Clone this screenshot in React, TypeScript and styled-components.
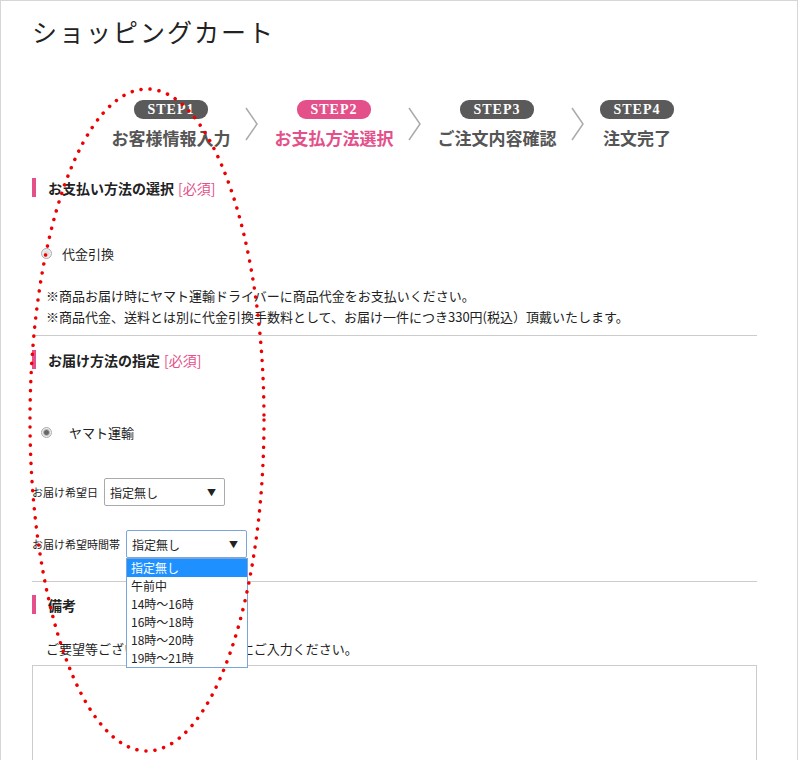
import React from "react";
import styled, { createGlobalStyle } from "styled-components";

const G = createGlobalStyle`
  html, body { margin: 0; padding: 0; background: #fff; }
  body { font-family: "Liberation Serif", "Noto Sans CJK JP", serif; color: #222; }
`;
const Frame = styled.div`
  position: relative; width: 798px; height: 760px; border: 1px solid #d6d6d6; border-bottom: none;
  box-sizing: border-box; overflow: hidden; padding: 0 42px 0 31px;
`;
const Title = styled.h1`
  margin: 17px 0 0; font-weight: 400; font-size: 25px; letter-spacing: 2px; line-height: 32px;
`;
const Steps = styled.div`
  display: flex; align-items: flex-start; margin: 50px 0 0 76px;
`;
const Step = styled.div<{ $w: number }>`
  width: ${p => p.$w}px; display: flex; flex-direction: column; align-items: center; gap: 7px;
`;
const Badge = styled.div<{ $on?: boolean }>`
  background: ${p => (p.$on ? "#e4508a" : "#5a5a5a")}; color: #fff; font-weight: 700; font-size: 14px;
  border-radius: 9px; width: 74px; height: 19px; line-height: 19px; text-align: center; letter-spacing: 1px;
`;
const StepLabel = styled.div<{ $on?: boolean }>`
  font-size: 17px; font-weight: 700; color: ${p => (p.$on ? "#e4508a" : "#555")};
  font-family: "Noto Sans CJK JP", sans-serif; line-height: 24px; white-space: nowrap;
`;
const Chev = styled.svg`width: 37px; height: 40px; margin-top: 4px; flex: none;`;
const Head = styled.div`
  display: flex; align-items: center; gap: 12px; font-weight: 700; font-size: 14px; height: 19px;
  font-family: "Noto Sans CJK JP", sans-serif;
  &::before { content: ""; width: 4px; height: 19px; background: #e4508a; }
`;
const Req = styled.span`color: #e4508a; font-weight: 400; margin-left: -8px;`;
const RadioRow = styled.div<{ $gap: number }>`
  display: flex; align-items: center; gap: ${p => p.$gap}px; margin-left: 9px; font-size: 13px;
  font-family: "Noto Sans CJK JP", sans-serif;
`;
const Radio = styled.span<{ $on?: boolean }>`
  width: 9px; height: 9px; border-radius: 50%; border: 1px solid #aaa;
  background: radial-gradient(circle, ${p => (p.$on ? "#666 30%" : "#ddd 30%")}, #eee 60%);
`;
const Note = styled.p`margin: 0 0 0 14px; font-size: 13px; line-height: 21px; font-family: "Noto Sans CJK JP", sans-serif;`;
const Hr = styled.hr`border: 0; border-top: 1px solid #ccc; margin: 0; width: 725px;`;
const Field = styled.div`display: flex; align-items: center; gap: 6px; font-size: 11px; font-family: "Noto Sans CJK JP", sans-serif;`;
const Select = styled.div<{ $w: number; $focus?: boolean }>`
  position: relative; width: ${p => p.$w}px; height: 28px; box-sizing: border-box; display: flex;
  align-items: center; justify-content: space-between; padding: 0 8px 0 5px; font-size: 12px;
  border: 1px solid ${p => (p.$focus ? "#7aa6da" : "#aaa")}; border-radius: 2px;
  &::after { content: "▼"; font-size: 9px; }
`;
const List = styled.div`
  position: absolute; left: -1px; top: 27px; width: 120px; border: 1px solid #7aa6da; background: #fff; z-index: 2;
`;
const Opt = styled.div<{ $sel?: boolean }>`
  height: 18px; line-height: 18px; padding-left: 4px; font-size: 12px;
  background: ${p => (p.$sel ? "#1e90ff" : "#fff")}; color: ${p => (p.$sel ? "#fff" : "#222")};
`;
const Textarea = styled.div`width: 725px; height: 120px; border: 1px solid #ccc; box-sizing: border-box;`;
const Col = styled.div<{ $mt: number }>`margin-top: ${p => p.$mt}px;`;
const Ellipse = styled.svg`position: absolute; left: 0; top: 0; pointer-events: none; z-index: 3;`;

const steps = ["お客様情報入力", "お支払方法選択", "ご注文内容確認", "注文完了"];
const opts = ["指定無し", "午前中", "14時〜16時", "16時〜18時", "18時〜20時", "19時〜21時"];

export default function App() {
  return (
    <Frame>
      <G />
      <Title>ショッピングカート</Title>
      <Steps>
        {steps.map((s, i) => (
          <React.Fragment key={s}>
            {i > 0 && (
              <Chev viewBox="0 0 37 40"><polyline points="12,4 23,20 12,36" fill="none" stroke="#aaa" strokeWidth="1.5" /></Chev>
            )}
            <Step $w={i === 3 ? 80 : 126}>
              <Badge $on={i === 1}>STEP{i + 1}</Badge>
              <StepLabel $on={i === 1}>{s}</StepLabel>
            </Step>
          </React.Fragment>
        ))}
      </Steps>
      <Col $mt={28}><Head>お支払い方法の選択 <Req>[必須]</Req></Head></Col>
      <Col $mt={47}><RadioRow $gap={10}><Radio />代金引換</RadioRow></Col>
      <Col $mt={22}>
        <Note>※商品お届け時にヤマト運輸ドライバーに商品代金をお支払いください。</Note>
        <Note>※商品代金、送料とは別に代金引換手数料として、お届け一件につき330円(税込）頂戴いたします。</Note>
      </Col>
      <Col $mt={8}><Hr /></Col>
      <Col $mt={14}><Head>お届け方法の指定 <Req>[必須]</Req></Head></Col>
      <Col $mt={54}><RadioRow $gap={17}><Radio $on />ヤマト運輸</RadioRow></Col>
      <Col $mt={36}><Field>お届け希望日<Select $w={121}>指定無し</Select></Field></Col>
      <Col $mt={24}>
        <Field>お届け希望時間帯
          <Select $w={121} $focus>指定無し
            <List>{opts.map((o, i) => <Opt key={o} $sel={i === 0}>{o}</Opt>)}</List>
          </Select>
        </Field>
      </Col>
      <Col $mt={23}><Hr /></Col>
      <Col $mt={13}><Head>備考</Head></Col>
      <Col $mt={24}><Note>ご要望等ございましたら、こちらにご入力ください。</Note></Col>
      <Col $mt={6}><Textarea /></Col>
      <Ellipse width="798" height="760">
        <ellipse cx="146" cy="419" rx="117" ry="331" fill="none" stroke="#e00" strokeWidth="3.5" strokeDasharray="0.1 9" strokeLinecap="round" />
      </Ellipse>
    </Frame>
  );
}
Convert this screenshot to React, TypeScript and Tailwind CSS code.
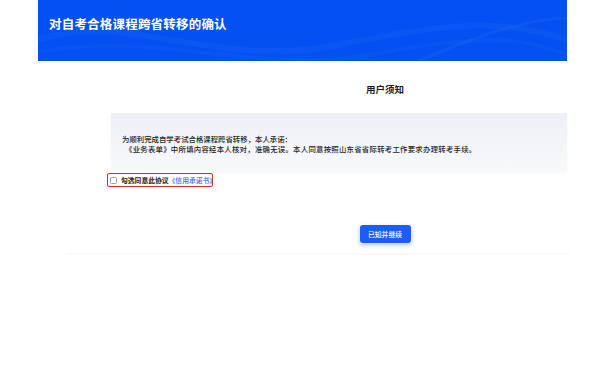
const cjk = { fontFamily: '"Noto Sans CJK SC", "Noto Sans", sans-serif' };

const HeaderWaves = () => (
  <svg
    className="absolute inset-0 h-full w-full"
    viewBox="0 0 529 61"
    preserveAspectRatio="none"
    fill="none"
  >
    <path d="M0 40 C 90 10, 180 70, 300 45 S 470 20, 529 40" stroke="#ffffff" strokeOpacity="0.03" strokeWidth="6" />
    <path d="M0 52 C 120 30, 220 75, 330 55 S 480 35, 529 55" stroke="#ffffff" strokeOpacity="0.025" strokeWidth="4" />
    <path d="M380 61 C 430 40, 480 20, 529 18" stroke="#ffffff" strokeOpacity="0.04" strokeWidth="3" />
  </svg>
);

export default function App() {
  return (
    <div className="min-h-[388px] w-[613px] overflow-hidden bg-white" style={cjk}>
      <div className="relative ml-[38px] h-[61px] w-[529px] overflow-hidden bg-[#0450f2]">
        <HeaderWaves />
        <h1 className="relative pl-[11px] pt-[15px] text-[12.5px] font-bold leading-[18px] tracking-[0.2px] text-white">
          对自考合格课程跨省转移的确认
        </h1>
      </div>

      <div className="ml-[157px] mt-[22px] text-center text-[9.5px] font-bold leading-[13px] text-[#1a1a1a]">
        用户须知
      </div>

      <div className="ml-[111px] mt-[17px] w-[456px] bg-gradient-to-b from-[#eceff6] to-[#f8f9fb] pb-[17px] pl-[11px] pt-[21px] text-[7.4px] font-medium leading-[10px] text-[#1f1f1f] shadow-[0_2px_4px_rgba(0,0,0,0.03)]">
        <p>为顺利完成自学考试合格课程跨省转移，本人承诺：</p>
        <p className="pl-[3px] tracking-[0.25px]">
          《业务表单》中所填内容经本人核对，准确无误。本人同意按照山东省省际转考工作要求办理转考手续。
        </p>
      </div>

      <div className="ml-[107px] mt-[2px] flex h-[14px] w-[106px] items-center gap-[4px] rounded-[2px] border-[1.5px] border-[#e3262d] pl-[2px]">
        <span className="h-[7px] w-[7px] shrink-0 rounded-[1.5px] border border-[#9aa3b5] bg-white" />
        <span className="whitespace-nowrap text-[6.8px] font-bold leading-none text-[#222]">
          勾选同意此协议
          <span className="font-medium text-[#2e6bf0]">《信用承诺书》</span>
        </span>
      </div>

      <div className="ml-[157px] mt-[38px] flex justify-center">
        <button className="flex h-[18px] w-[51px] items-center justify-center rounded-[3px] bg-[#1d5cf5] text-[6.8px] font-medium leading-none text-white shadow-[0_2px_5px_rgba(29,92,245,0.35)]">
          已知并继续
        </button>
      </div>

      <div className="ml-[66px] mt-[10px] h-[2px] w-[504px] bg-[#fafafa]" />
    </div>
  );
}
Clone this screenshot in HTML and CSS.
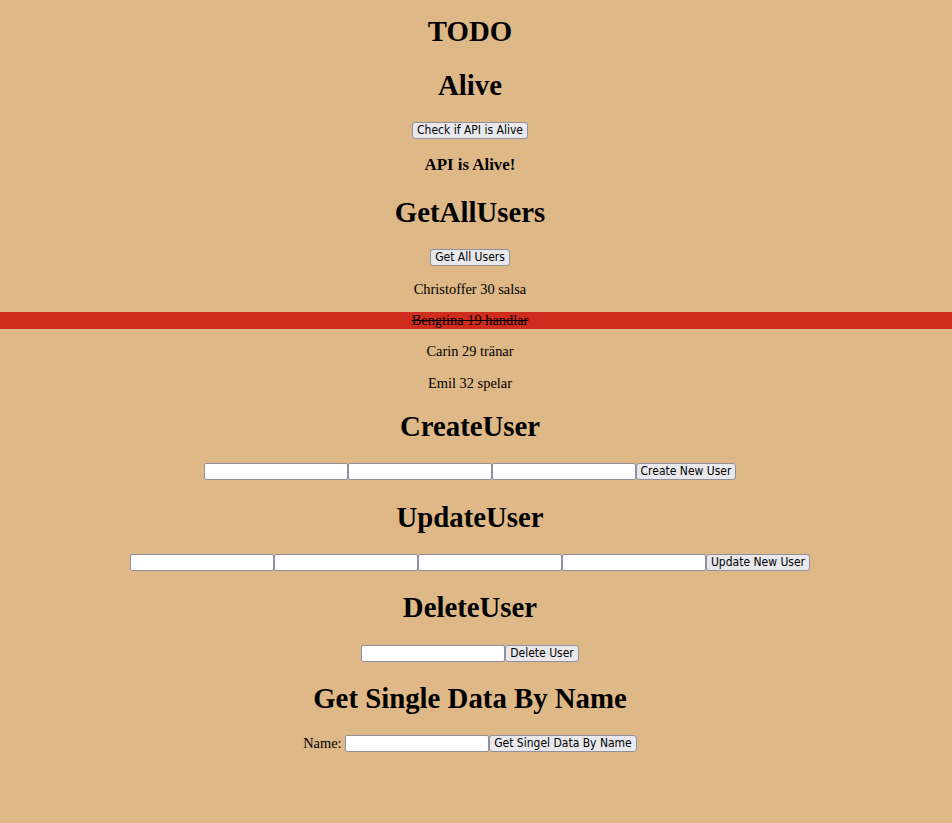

+ + + +

_What you will do_
Using the listing, copy every line where the word "React" shows up.

_Exercise output_
Clone this screenshot in React, TypeScript and styled-components.
import React from "react";
          <React.Fragment key={s}>
          </React.Fragment>
Convert this screenshot to React, TypeScript and Tailwind CSS code.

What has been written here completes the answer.